Dass die virtuellen Radsport-Programme aber auch ihre Bedeutung haben und eine gezielte Trainingsgestaltung unterstützen kann, hat auch der Bund Deutscher Radfahrer (BDR) erkannt und bietet neben Radrennen auch RTF´s auf Zwift an. Über die Homepage der German Cycling Akademie bietet der Dachverband aller in Deutschland organisierten Radsportler auf Zwift eine Radrennserie an und nutzt die Rennserie ebenso als Scouting-Plattform wie einige Profi-Teams. So erhielt der Sieger der Serie in den vergangenen Jahren jeweils einen Profi-Vertrag im U23-Team von NTT. Als Anbieter der virtuellen Radsport-Plattform hat Swift selber über die Zwift-Akademie eine „Electronic Sport-Team“ zusammen gestellt, dass an den virtuellen Radrennen im Internet teilnimmt und aus der vor zwei Jahren Tanja Ehrath den Sprung ins Profi-Team zu Canyon-Sram schaffte. Andere Vereine oder Gruppen haben eigene „E-Sport-Teams“ gegründet. Auch beim Radsportverband OWL hat man den Trend für sich entdeckt. Der erste Versuch in diesem Winter eine OWL-Meisterschaft auszufahren ist mangels Resonanz gescheitert. Im kommenden Winter möchte Straßen-Fachwart Waldemar Grabosch einen Neuanlauf starten, denn ganz anonym möchte der Paderborner die Rad-Internet-OWL-Meisterschaft nicht ausrichten. „Wir mieten dann eine Turnhalle oder Lagerhalle an und dort wird gefahren und anschließend gibt es eine Siegerehrung. Sonst fehlt der soziale Kontakt unter den Sportlern“, erklärt Grabosch und sieht eine weitere Notwendigkeit des gemeinsamen Treffs. Ohne Wiegen geht es nicht, denn die gefahrene Geschwindigkeit wird im Internet in Relation pro Kilogramm Körpergewicht getretene Wattzahl ermittelt. Wer sich da deutlich leichter macht, fährt viel schneller.

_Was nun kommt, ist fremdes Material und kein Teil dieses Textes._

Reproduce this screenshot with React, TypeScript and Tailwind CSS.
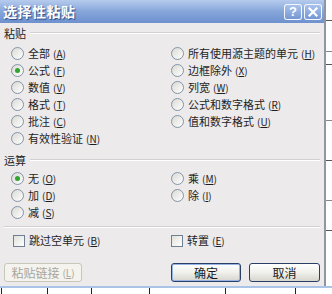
import React from 'react';

const PASTE_LEFT = [
  { label: '全部', key: 'A' },
  { label: '公式', key: 'F', checked: true },
  { label: '数值', key: 'V' },
  { label: '格式', key: 'T' },
  { label: '批注', key: 'C' },
  { label: '有效性验证', key: 'N' },
];

const PASTE_RIGHT = [
  { label: '所有使用源主题的单元', key: 'H' },
  { label: '边框除外', key: 'X' },
  { label: '列宽', key: 'W' },
  { label: '公式和数字格式', key: 'R' },
  { label: '值和数字格式', key: 'U' },
];

const OP_LEFT = [
  { label: '无', key: 'O', checked: true },
  { label: '加', key: 'D' },
  { label: '减', key: 'S' },
];

const OP_RIGHT = [
  { label: '乘', key: 'M' },
  { label: '除', key: 'I' },
];

function Radio({ checked }: { checked?: boolean }) {
  return (
    <span className="w-[13px] h-[13px] rounded-full border border-[#8594a6] bg-gradient-to-br from-[#d9d9d4] to-white flex items-center justify-center shrink-0">
      {checked && <span className="w-[5px] h-[5px] rounded-full bg-[#31a431]" />}
    </span>
  );
}

function Check() {
  return <span className="w-[12px] h-[12px] border border-[#6f7f96] bg-gradient-to-br from-[#e0e0da] to-white shrink-0" />;
}

function Key({ k }: { k: string }) {
  return (
    <span className="text-[10px] ml-[3px]">
      (<span className="underline">{k}</span>)
    </span>
  );
}

function Label({ label, k }: { label: string; k: string }) {
  return (
    <span className="text-[11px] leading-none text-[#1e1e1e] whitespace-nowrap">
      {label}
      <Key k={k} />
    </span>
  );
}

function Option({ label, k, checked }: { label: string; k: string; checked?: boolean }) {
  return (
    <div className="h-[17px] flex items-center gap-[4px]">
      <Radio checked={checked} />
      <Label label={label} k={k} />
    </div>
  );
}

function Header({ title }: { title: string }) {
  return (
    <div className="h-[14px] flex items-center gap-[4px] pr-[4px]">
      <span className="text-[11px] leading-none text-[#1e1e1e]">{title}</span>
      <div className="flex-1 border-t border-[#d2d0cf] border-b border-b-white" />
    </div>
  );
}

function Button({ children, isDefault, disabled, className }: { children: React.ReactNode; isDefault?: boolean; disabled?: boolean; className?: string }) {
  return (
    <div
      className={
        'h-[19px] rounded-[3px] border flex items-center justify-center text-[12px] leading-none ' +
        (disabled
          ? 'border-[#c9c7ba] bg-[#f4f3ee] text-[#a8a69c] '
          : 'border-[#2a3f66] bg-gradient-to-b from-white via-[#f0f0ec] to-[#d6d5ce] text-[#1a1a1a] ') +
        (isDefault ? 'shadow-[inset_0_0_0_1px_#98b4e4] ' : '') +
        (className ?? '')
      }
    >
      {children}
    </div>
  );
}

export default function App() {
  return (
    <div className="w-[332px] h-[294px] overflow-hidden bg-white flex flex-col font-['Noto_Sans_CJK_SC','Noto_Sans',sans-serif]">
      <div className="flex h-[286px]">
        {/* Dialog */}
        <div className="w-[326px] h-full flex flex-col bg-[#eceaeb] border-r-2 border-[#8e96a4]">
          {/* Title bar */}
          <div className="h-[23px] shrink-0 flex items-center justify-between pl-[3px] pr-[2px] bg-gradient-to-b from-[#b6cbec] via-[#86a6da] to-[#6e91cf]">
            <span className="text-[14px] font-bold text-white tracking-[0.5px] [text-shadow:1px_1px_1px_#2b4a86]">选择性粘贴</span>
            <div className="flex gap-[2px]">
              <div className="w-[18px] h-[16px] rounded-[3px] border border-white/90 bg-gradient-to-b from-[#a9c2ec] to-[#7597d3] flex items-center justify-center text-white text-[13px] font-bold leading-none font-['Liberation_Sans',sans-serif]">?</div>
              <div className="w-[18px] h-[16px] rounded-[3px] border border-white/90 bg-gradient-to-b from-[#a9c2ec] to-[#7597d3] flex items-center justify-center">
                <svg width="10" height="10" viewBox="0 0 10 10">
                  <path d="M1.5 1.5 L8.5 8.5 M8.5 1.5 L1.5 8.5" stroke="white" strokeWidth="2.2" strokeLinecap="square" />
                </svg>
              </div>
            </div>
          </div>

          {/* Body */}
          <div className="flex-1 flex flex-col pl-[4px] pt-[3px]">
            <Header title="粘贴" />
            <div className="mt-[5px] flex pl-[7px]">
              <div className="w-[160px] flex flex-col">
                {PASTE_LEFT.map((o) => (
                  <Option key={o.key} label={o.label} k={o.key} checked={o.checked} />
                ))}
              </div>
              <div className="flex flex-col">
                {PASTE_RIGHT.map((o) => (
                  <Option key={o.key} label={o.label} k={o.key} />
                ))}
              </div>
            </div>

            <div className="mt-[6px]">
              <Header title="运算" />
            </div>
            <div className="mt-[3px] flex pl-[7px]">
              <div className="w-[160px] flex flex-col">
                {OP_LEFT.map((o) => (
                  <Option key={o.key} label={o.label} k={o.key} checked={o.checked} />
                ))}
              </div>
              <div className="flex flex-col">
                {OP_RIGHT.map((o) => (
                  <Option key={o.key} label={o.label} k={o.key} />
                ))}
              </div>
            </div>

            <div className="mt-[5px] mr-[4px] border-t border-[#d2d0cf] border-b border-b-white" />

            <div className="mt-[4px] flex pl-[9px]">
              <div className="w-[158px] h-[17px] flex items-center gap-[4px]">
                <Check />
                <Label label="跳过空单元" k="B" />
              </div>
              <div className="h-[17px] flex items-center gap-[4px]">
                <Check />
                <Label label="转置" k="E" />
              </div>
            </div>

            <div className="mt-[14px] flex items-center">
              <Button disabled className="w-[78px] text-[11px]">
                粘贴链接<Key k="L" />
              </Button>
              <Button isDefault className="w-[70px] ml-[89px]">确定</Button>
              <Button className="w-[71px] ml-[8px]">取消</Button>
            </div>
          </div>
        </div>

        {/* Sheet on the right */}
        <div className="flex-1 flex flex-col bg-white">
          <div className="h-[21px] border-b border-[#555]" />
          <div className="h-[31px] border-b border-[#888]" />
          <div className="h-[13px] border-b border-[#555]" />
          <div className="h-[56px] border-b border-[#888]" />
          <div className="h-[40px] border-b border-[#555]" />
          <div className="h-[40px] border-b border-[#888]" />
          <div className="h-[30px] border-b border-[#555]" />
        </div>
      </div>

      {/* Sheet below */}
      <div className="flex-1 flex flex-col">
        <div className="h-[2px] bg-[#a9c4e6]" />
        <div className="flex-1 flex">
          <div className="w-[2px] border-r border-[#222]" />
          <div className="w-[46px] border-r border-[#222]" />
          <div className="w-[44px] border-r border-[#222]" />
          <div className="w-[58px] border-r border-[#222]" />
          <div className="w-[76px] border-r border-[#222]" />
          <div className="w-[70px] border-r border-[#222]" />
        </div>
      </div>
    </div>
  );
}
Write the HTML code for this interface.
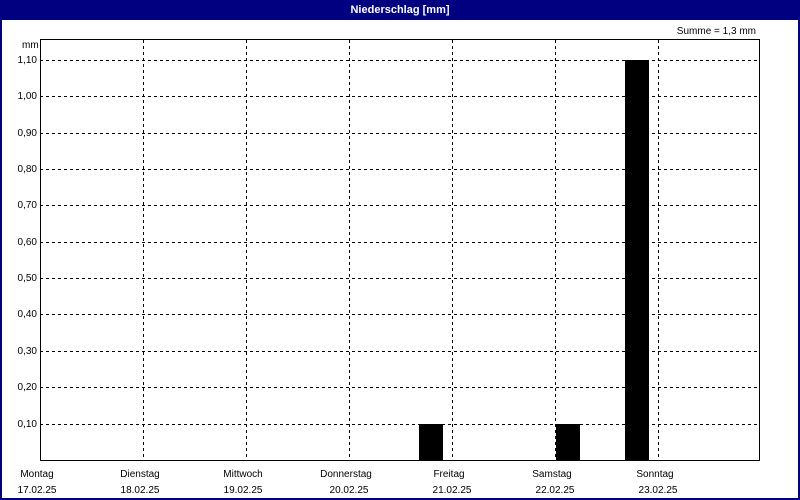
<!DOCTYPE html><html><head><style>
body{margin:0;width:800px;height:500px;overflow:hidden;font-family:"Liberation Sans",sans-serif;font-size:10px;color:#000}
.frame{position:absolute;left:0;top:0;width:796px;height:478px;border:2px solid #000080;border-top:20px solid #000080;background:#fff}
.t{position:absolute;white-space:nowrap}
</style></head><body>
<div class="frame"></div>
<div class="t" style="left:0;width:800px;top:4px;text-align:center;color:#fff;font-weight:bold;font-size:11px">Niederschlag [mm]</div>
<div class="t" style="right:44px;top:26px">Summe = 1,3 mm</div>
<div class="t" style="left:22px;top:40px">mm</div>
<svg width="800" height="500" style="position:absolute;left:0;top:0" shape-rendering="crispEdges">
<g stroke="#000" stroke-dasharray="3,3" stroke-width="1">
<line x1="143.5" y1="40" x2="143.5" y2="460"/><line x1="246.5" y1="40" x2="246.5" y2="460"/><line x1="349.5" y1="40" x2="349.5" y2="460"/><line x1="452.5" y1="40" x2="452.5" y2="460"/><line x1="555.5" y1="40" x2="555.5" y2="460"/><line x1="658.5" y1="40" x2="658.5" y2="460"/>
<line x1="40" y1="60.5" x2="760" y2="60.5"/><line x1="40" y1="96.5" x2="760" y2="96.5"/><line x1="40" y1="133.5" x2="760" y2="133.5"/><line x1="40" y1="169.5" x2="760" y2="169.5"/><line x1="40" y1="205.5" x2="760" y2="205.5"/><line x1="40" y1="242.5" x2="760" y2="242.5"/><line x1="40" y1="278.5" x2="760" y2="278.5"/><line x1="40" y1="314.5" x2="760" y2="314.5"/><line x1="40" y1="351.5" x2="760" y2="351.5"/><line x1="40" y1="387.5" x2="760" y2="387.5"/><line x1="40" y1="424.5" x2="760" y2="424.5"/>
</g>
<rect x="419" y="424" width="24" height="36" fill="#000"/>
<rect x="556" y="424" width="24" height="36" fill="#000"/>
<rect x="625" y="60" width="24" height="400" fill="#000"/>
<g stroke="#000" fill="none"><line x1="40.5" y1="39" x2="40.5" y2="461"/><line x1="759.5" y1="39" x2="759.5" y2="461"/><line x1="40" y1="460.5" x2="760" y2="460.5"/><line x1="40" y1="39.5" x2="760" y2="39.5"/></g>
</svg>
<div class="t" style="right:763px;top:55px">1,10</div>
<div class="t" style="right:763px;top:91px">1,00</div>
<div class="t" style="right:763px;top:128px">0,90</div>
<div class="t" style="right:763px;top:164px">0,80</div>
<div class="t" style="right:763px;top:200px">0,70</div>
<div class="t" style="right:763px;top:237px">0,60</div>
<div class="t" style="right:763px;top:273px">0,50</div>
<div class="t" style="right:763px;top:309px">0,40</div>
<div class="t" style="right:763px;top:346px">0,30</div>
<div class="t" style="right:763px;top:382px">0,20</div>
<div class="t" style="right:763px;top:419px">0,10</div>
<div class="t" style="left:0;width:74px;text-align:center;top:469px">Montag</div><div class="t" style="left:0;width:74px;text-align:center;top:485px">17.02.25</div>
<div class="t" style="left:100px;width:80px;text-align:center;top:469px">Dienstag</div><div class="t" style="left:100px;width:80px;text-align:center;top:485px">18.02.25</div>
<div class="t" style="left:203px;width:80px;text-align:center;top:469px">Mittwoch</div><div class="t" style="left:203px;width:80px;text-align:center;top:485px">19.02.25</div>
<div class="t" style="left:306px;width:80px;text-align:center;top:469px">Donnerstag</div><div class="t" style="left:309px;width:80px;text-align:center;top:485px">20.02.25</div>
<div class="t" style="left:409px;width:80px;text-align:center;top:469px">Freitag</div><div class="t" style="left:412px;width:80px;text-align:center;top:485px">21.02.25</div>
<div class="t" style="left:512px;width:80px;text-align:center;top:469px">Samstag</div><div class="t" style="left:515px;width:80px;text-align:center;top:485px">22.02.25</div>
<div class="t" style="left:615px;width:80px;text-align:center;top:469px">Sonntag</div><div class="t" style="left:618px;width:80px;text-align:center;top:485px">23.02.25</div>
</body></html>
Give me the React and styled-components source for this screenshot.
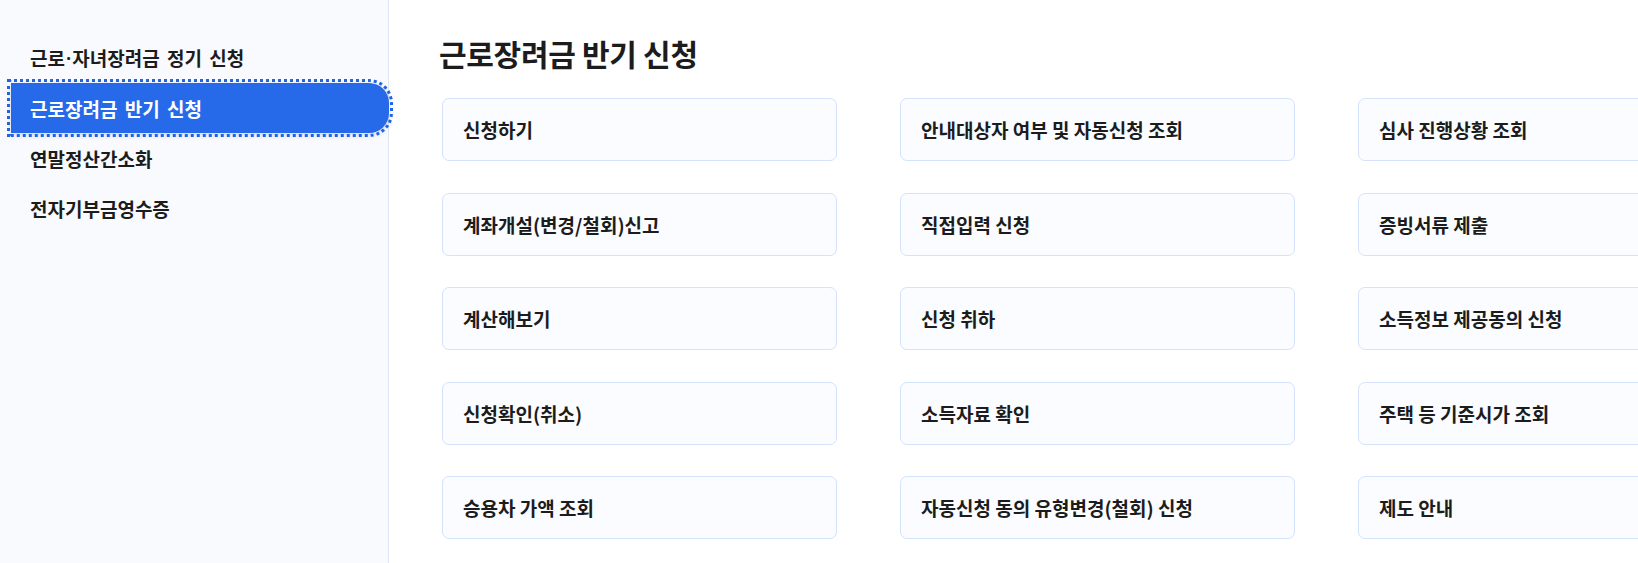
import React from "react";
import styled, { createGlobalStyle } from "styled-components";

const GlobalStyle = createGlobalStyle`
  html, body {
    margin: 0;
    padding: 0;
    overflow: hidden;
    background: #fff;
  }
  body {
    font-family: "Noto Sans CJK KR", "Noto Sans", sans-serif;
    color: #1c1c1c;
  }
`;

const Layout = styled.div`
  display: flex;
  min-height: 563px;
  width: 1900px;
`;

const Sidebar = styled.nav`
  flex: 0 0 389px;
  background: #f8fafe;
  border-right: 1px solid #dde5f3;
  padding: 33px 0 0 11px;
  box-sizing: border-box;
`;

const MenuList = styled.ul`
  list-style: none;
  margin: 0;
  padding: 0;
`;

const MenuItem = styled.li`
  height: 50px;
  display: flex;
  align-items: center;
  padding-left: 19px;
  margin-right: ${(p) => (p.active ? "-1px" : "0")};
  font-size: 19px;
  font-weight: 600;
  word-spacing: 3px;
  white-space: pre;
  color: ${(p) => (p.active ? "#fff" : "#1c1c1c")};
  background: ${(p) => (p.active ? "#266ae9" : "transparent")};
  border-radius: ${(p) => (p.active ? "0 20px 20px 0" : "0")};
  box-shadow: ${(p) => (p.active ? "0 2px 6px rgba(0, 0, 0, 0.15)" : "none")};
  outline: ${(p) => (p.active ? "3px dotted #1f63e6" : "none")};
  outline-offset: 1px;
  cursor: pointer;
`;

const Dot = styled.span`
  font-family: "Noto Sans", sans-serif;
  margin: 0 1px;
`;

const Main = styled.main`
  flex: 1;
  padding: 34px 0 0 53px;
`;

const Title = styled.h2`
  margin: 0 0 25px -3px;
  font-size: 30px;
  line-height: 39px;
  font-weight: 700;
  letter-spacing: -0.3px;
  color: #1c1c1c;
`;

const CardGrid = styled.div`
  display: grid;
  grid-template-columns: repeat(3, 395px);
  grid-auto-rows: 63px;
  column-gap: 63px;
  row-gap: 31.5px;
`;

const Card = styled.a`
  display: flex;
  align-items: center;
  box-sizing: border-box;
  padding-left: 20px;
  background: #fbfcff;
  border: 1px solid #d4e2fb;
  border-radius: 7px;
  font-size: 19px;
  font-weight: 600;
  color: #1c1c1c;
  text-decoration: none;
  cursor: pointer;
`;

const menus = [
  ["근로", "자녀장려금 정기 신청"],
  ["근로장려금 반기 신청"],
  ["연말정산간소화"],
  ["전자기부금영수증"],
];

const cards = [
  "신청하기",
  "안내대상자 여부 및 자동신청 조회",
  "심사 진행상황 조회",
  "계좌개설(변경/철회)신고",
  "직접입력 신청",
  "증빙서류 제출",
  "계산해보기",
  "신청 취하",
  "소득정보 제공동의 신청",
  "신청확인(취소)",
  "소득자료 확인",
  "주택 등 기준시가 조회",
  "승용차 가액 조회",
  "자동신청 동의 유형변경(철회) 신청",
  "제도 안내",
];

export default function App() {
  return (
    <>
      <GlobalStyle />
      <Layout>
        <Sidebar>
          <MenuList>
            {menus.map((parts, i) => (
              <MenuItem key={i} active={i === 1}>
                {parts.length > 1 ? (
                  <span>
                    {parts[0]}
                    <Dot>·</Dot>
                    {parts[1]}
                  </span>
                ) : (
                  parts[0]
                )}
              </MenuItem>
            ))}
          </MenuList>
        </Sidebar>
        <Main>
          <Title>근로장려금 반기 신청</Title>
          <CardGrid>
            {cards.map((c, i) => (
              <Card key={i}>{c}</Card>
            ))}
          </CardGrid>
        </Main>
      </Layout>
    </>
  );
}
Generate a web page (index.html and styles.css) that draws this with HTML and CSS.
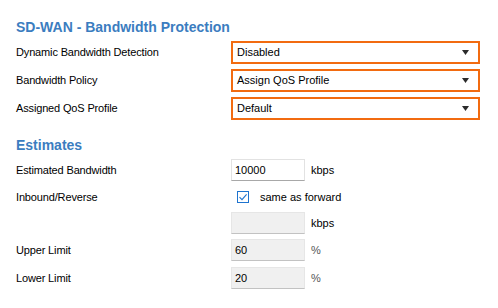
FILE: index.html
```html
<!doctype html>
<html>
<head>
<meta charset="utf-8">
<title>SD-WAN - Bandwidth Protection</title>
<link rel="stylesheet" href="styles.css">
</head>
<body>
<div class="panel">
  <h2>SD-WAN - Bandwidth Protection</h2>
  <div class="row">
    <label>Dynamic Bandwidth Detection</label>
    <div class="select"><span>Disabled</span><svg class="arrow" width="7" height="5" viewBox="0 0 7 5"><path d="M0 0H7L3.5 5Z"/></svg></div>
  </div>
  <div class="row">
    <label>Bandwidth Policy</label>
    <div class="select"><span>Assign QoS Profile</span><svg class="arrow" width="7" height="5" viewBox="0 0 7 5"><path d="M0 0H7L3.5 5Z"/></svg></div>
  </div>
  <div class="row">
    <label>Assigned QoS Profile</label>
    <div class="select"><span>Default</span><svg class="arrow" width="7" height="5" viewBox="0 0 7 5"><path d="M0 0H7L3.5 5Z"/></svg></div>
  </div>

  <h2 class="estimates">Estimates</h2>
  <div class="row">
    <label>Estimated Bandwidth</label>
    <div class="field"><div class="input">10000</div><span class="unit">kbps</span></div>
  </div>
  <div class="row short">
    <label>Inbound/Reverse</label>
    <div class="field"><span class="check"><svg width="10" height="10" viewBox="0 0 10 10"><path d="M1.5 5.2L4 7.6L8.6 2.4" fill="none" stroke="#1e74cf" stroke-width="1.1"/></svg></span><span class="check-label">same as forward</span></div>
  </div>
  <div class="row short">
    <label></label>
    <div class="field"><div class="input disabled"></div><span class="unit">kbps</span></div>
  </div>
  <div class="row">
    <label>Upper Limit</label>
    <div class="field"><div class="input disabled">60</div><span class="unit pct">%</span></div>
  </div>
  <div class="row">
    <label>Lower Limit</label>
    <div class="field"><div class="input disabled">20</div><span class="unit pct">%</span></div>
  </div>
</div>
</body>
</html>
```

FILE: styles.css
```css
html {
  font-family: "Liberation Sans", Arial, sans-serif;
  font-size: 11px;
  background-color: white;
  color: #000;
}
body {
  margin: 0;
  padding: 0;
}
* {
  box-sizing: border-box;
}
.panel {
  padding: 19px 0 0 16px;
}
h2 {
  margin: 0 0 2px 0;
  font-size: 14px;
  line-height: 17px;
  font-weight: bold;
  color: #3b7dc0;
}
h2.estimates {
  margin-top: 15px;
}
.row {
  display: grid;
  grid-template-columns: 215px 1fr;
  align-items: center;
  height: 28px;
}
.row.short {
  height: 26px;
}
.row label {
  letter-spacing: -0.15px;
}
.select {
  width: 249px;
  height: 23px;
  border: 2px solid #f26b10;
  display: flex;
  align-items: center;
  justify-content: space-between;
  padding: 0 9px 0 4px;
}
.select .arrow {
  fill: #2b2b2b;
}
.field {
  display: flex;
  align-items: center;
}
.input {
  width: 74px;
  height: 22px;
  line-height: 20px;
  padding: 0 3px;
  border: 1px solid #e2e2e2;
  border-bottom-color: #a8a8a8;
  background-color: white;
}
.input.disabled {
  background-color: #f0f0f0;
  border-color: #e6e6e6;
  border-bottom-color: #c2c2c2;
}
.unit {
  margin-left: 6px;
}
.unit.pct {
  color: #555;
}
.check {
  width: 12px;
  height: 12px;
  border: 1px solid #1e74cf;
  margin-left: 6px;
  display: flex;
}
.check-label {
  margin-left: 11px;
}
```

Mit dem früheren Breitensportwart Christian Spratte und Stefanie Held sind auch zwei Breitensportler des RSV Gütersloh auf Zwift sehr aktiv. Die Gütersloherin Stefanie Held und ihre Familie haben bereits mehrere Anbieter virtueller Radsport-Plattformen im Internet getestet und sind bei Zwift hängen geblieben, weil dies die meisten Möglichkeiten und die meisten Nutzer bietet. Mit Gruppenfahrten bis 175 km Länge und insgesamt einigen tausend Kilometern hat Held schon viel Erfahrung mit dem Electronic Sport gesammelt und dabei auch einige unliebsame Erfahrungen mit den anonymen Mitfahrern gemacht. Prinzipiell findet die RSVerin das Fahren auf der Rolle im Internet aber für gut. Vereinskollege Christian Spratte hat derweil festgestellt, dass im Internet wahnsinnig Tempo gefahren wird. „Die realen Bedingungen sind leichter. Auf Zwift bist Du schnell an der Kotzgrenze. Nach 10 km oder einer Stunde relativiert sich das schnell“, hat der Steinhagener, der immer noch die CTF des RSV Gütersloh organisiert, festgestellt. „Das fahren im Internet ist wie im wirklichen Leben. Ist der Windschatten weg, musst du dich richtig quälen“, so Spratte. „Ich hoffe nur, dass der BDR mit dem Angebot im Internet der Vereinen nicht das Wasser abgräbt“, beäugt Spratte die Entwicklung trotz aller Begeisterung auch kritisch.